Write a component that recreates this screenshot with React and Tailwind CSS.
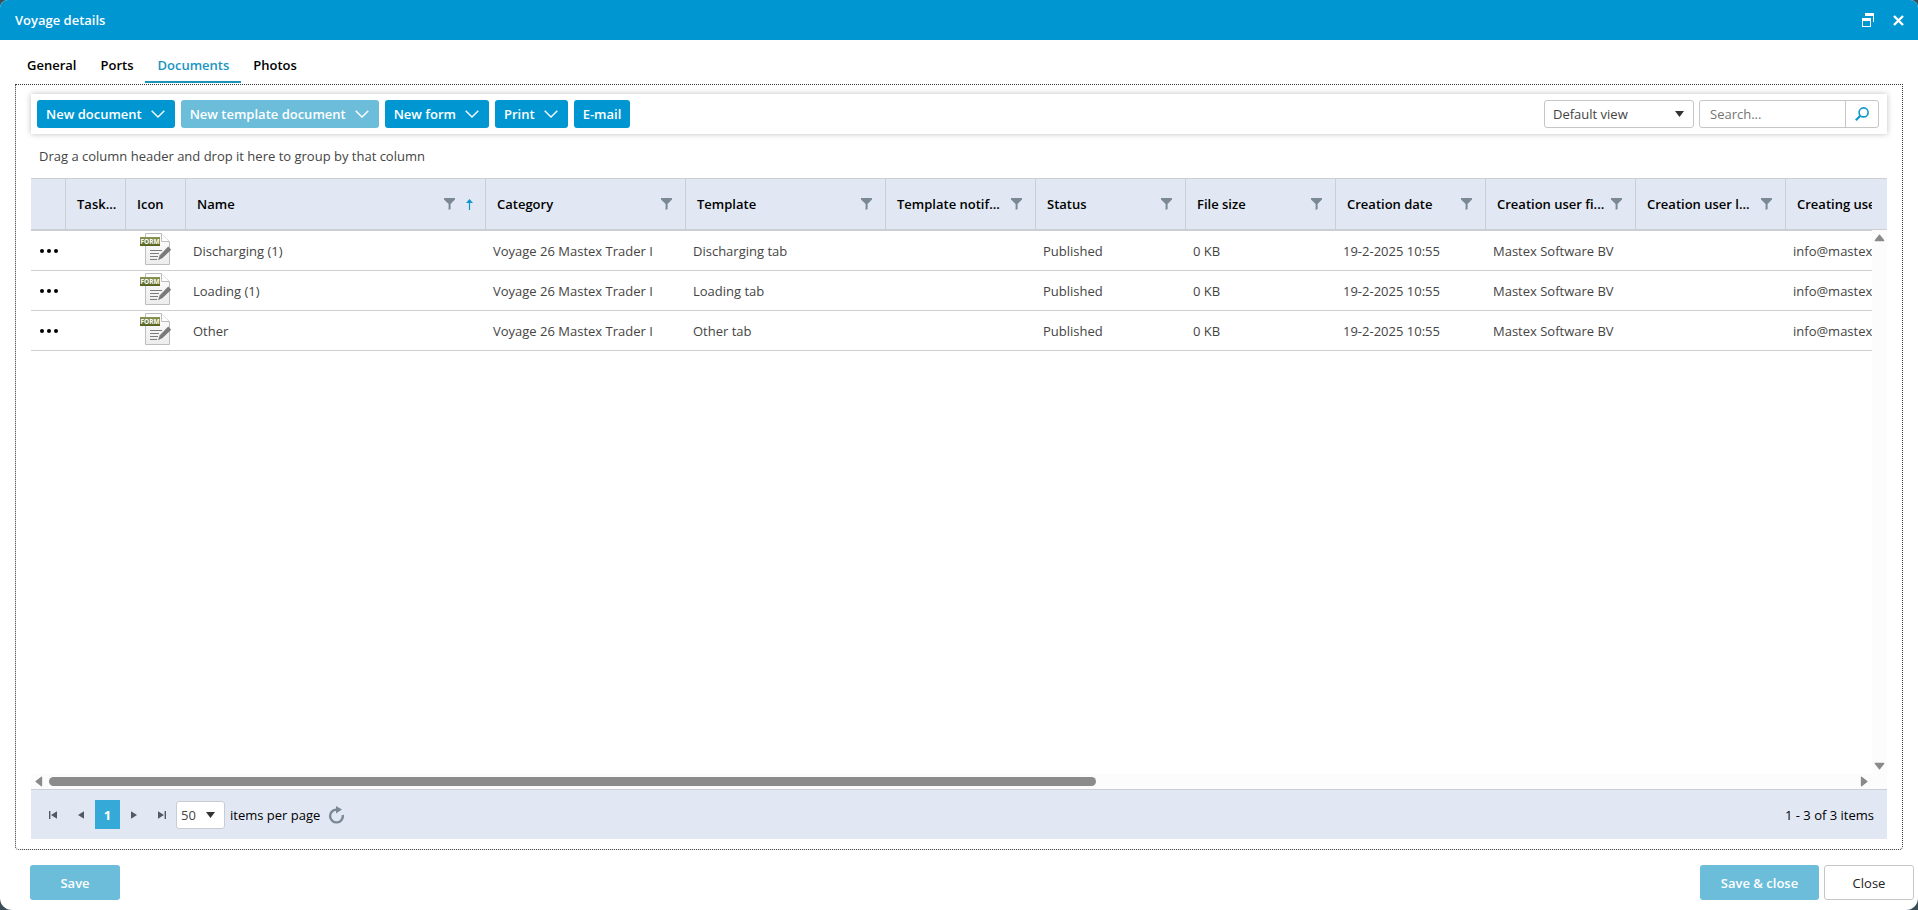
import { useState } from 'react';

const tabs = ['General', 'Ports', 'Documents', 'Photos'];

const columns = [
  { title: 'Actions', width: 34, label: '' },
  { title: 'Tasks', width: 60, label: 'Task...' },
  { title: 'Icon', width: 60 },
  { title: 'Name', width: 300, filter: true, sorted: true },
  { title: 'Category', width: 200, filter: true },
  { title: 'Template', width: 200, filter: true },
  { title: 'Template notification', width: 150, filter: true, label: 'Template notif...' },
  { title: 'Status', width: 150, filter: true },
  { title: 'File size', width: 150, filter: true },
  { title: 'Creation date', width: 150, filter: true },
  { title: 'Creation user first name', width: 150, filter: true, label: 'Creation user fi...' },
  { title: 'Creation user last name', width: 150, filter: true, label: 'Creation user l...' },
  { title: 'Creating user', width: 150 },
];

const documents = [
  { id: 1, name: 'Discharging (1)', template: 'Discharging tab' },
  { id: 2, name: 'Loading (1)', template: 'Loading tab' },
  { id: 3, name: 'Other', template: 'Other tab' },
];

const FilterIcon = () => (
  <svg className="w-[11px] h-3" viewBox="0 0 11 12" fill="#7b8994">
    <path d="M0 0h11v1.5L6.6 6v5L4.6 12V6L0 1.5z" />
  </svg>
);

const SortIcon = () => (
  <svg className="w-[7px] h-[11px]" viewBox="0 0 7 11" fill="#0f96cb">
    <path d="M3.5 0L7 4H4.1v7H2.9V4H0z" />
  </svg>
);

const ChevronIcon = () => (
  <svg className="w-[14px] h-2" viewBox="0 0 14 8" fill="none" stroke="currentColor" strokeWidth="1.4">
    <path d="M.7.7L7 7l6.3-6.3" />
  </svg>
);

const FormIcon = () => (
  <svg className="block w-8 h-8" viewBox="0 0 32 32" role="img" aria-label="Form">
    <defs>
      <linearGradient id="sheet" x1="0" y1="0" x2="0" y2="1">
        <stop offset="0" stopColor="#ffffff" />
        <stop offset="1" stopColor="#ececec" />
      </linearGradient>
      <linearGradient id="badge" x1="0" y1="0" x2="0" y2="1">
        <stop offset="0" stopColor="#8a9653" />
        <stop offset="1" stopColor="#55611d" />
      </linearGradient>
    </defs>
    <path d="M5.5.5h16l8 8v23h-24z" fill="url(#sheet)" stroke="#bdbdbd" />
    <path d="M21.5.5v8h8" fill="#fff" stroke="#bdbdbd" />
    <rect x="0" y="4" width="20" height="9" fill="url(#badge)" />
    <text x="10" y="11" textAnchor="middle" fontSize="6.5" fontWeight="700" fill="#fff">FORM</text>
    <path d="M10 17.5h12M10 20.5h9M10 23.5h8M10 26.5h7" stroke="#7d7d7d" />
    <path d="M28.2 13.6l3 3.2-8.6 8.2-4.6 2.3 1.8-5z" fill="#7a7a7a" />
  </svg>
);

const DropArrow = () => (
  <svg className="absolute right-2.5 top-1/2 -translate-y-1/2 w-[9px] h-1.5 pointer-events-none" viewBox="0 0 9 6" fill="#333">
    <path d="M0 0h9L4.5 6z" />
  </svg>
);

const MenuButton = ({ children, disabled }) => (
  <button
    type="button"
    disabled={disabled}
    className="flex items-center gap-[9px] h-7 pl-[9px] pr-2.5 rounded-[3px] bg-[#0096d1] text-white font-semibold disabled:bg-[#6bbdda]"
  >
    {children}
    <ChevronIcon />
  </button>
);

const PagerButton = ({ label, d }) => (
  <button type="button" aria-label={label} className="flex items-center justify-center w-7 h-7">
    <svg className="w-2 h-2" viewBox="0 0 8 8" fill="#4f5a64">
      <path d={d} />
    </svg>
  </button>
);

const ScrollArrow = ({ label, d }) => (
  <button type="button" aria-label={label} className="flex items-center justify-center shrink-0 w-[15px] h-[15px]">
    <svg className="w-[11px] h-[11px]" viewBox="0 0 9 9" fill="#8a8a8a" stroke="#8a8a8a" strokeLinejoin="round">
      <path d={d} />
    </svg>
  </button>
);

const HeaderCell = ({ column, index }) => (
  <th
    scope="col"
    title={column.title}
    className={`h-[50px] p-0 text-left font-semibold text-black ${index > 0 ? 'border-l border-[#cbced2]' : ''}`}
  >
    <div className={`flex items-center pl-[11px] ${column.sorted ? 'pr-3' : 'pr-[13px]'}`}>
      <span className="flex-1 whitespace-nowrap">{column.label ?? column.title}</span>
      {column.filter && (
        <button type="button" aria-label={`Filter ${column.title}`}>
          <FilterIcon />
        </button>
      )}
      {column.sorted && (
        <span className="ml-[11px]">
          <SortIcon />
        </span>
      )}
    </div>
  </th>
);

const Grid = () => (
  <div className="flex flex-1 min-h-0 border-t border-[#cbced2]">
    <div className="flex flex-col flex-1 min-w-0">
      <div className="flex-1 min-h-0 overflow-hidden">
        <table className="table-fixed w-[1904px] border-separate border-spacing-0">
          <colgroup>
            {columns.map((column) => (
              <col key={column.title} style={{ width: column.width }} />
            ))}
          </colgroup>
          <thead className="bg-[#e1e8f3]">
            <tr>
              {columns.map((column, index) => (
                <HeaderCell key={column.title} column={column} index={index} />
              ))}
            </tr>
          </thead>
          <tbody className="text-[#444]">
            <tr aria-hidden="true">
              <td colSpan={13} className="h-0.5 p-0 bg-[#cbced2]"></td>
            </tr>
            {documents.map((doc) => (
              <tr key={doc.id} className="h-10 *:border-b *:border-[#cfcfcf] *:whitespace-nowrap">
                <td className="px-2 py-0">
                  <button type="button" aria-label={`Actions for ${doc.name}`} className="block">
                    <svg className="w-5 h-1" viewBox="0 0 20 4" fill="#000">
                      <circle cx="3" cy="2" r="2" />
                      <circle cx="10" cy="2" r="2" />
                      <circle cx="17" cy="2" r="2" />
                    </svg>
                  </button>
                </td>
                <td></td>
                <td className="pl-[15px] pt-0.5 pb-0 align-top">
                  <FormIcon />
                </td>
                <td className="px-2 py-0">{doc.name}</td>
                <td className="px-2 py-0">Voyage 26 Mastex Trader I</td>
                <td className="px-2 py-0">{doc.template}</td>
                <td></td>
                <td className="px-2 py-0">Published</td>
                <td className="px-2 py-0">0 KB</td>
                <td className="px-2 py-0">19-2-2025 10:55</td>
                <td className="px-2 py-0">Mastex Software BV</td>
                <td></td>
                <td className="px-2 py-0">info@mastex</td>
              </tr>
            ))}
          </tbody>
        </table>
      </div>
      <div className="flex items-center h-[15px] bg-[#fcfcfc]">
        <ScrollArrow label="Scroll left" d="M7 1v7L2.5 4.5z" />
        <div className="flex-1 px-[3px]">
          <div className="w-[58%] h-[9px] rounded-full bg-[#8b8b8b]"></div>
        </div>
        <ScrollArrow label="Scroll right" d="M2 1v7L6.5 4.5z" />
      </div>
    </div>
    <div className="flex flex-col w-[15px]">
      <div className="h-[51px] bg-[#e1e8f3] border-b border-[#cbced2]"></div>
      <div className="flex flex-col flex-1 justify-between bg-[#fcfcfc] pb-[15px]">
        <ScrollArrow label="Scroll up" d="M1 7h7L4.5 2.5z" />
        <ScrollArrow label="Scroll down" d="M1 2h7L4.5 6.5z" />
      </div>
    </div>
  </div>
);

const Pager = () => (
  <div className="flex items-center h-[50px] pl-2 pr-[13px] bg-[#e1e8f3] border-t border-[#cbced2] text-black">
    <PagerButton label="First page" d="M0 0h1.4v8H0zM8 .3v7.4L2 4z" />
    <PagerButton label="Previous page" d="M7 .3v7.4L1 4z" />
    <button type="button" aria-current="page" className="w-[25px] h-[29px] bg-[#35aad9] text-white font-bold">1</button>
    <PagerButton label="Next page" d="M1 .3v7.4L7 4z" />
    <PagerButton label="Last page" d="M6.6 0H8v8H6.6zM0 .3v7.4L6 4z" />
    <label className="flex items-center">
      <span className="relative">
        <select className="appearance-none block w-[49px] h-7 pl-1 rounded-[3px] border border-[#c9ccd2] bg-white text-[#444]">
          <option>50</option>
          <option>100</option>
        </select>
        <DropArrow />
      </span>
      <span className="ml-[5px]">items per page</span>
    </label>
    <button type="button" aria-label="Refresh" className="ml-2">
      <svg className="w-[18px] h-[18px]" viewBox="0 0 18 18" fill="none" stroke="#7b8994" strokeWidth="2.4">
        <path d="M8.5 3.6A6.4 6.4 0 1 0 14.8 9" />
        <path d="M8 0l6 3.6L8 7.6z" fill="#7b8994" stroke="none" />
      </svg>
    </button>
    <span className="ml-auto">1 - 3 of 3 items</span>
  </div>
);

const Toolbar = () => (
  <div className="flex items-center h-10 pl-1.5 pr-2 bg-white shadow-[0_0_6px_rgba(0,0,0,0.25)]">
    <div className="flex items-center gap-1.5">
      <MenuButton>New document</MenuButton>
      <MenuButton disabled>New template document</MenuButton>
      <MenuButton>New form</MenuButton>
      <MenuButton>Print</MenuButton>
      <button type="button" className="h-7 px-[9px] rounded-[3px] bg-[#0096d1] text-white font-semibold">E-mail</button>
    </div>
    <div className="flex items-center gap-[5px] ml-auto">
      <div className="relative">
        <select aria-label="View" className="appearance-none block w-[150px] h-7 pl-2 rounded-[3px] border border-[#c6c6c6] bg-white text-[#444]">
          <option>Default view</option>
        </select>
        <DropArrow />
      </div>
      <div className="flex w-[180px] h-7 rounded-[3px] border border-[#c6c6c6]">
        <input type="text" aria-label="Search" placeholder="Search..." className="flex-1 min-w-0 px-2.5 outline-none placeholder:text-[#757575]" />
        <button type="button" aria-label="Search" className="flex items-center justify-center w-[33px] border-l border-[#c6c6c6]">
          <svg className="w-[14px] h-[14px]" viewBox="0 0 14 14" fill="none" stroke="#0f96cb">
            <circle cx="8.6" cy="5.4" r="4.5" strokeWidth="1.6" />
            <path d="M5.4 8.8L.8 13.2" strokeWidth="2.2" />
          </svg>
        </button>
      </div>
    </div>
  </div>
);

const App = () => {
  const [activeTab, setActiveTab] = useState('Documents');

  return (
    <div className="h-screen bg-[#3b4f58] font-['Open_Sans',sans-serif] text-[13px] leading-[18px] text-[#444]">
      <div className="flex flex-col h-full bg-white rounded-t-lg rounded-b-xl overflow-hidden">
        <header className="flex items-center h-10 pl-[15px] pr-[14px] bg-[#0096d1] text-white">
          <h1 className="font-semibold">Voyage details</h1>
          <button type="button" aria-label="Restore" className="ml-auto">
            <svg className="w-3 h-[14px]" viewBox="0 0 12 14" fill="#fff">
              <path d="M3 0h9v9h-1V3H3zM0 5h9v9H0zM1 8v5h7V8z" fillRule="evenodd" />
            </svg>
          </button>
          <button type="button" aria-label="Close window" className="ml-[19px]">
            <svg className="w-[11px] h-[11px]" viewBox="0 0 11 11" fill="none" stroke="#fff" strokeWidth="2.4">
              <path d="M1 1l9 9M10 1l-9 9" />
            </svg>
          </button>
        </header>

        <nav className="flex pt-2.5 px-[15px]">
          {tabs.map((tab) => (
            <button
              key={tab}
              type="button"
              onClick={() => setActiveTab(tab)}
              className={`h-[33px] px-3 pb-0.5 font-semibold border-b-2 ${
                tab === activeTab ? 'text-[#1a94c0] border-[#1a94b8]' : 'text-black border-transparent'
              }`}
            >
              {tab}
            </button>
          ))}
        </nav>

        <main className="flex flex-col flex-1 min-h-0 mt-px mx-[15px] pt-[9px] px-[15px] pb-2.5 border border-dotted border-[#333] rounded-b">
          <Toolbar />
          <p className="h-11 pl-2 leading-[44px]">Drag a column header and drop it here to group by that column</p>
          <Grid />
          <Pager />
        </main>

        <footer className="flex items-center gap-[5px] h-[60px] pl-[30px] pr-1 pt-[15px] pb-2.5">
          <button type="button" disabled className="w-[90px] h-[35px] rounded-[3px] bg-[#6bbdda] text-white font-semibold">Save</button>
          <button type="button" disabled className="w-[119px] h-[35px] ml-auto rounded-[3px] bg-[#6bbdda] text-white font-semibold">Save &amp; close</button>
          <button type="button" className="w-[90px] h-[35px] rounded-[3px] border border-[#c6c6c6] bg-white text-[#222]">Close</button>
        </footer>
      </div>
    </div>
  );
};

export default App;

────────────────

■ What is being asked
Give again, word for word, every line from the top of the data above to the line holding "const tabs = ['General', 'Ports', 'Documents', 'Photos'];", inclusive, with the pictures left out.

■ Reply
Write a component that recreates this screenshot with React and Tailwind CSS.
import { useState } from 'react';

const tabs = ['General', 'Ports', 'Documents', 'Photos'];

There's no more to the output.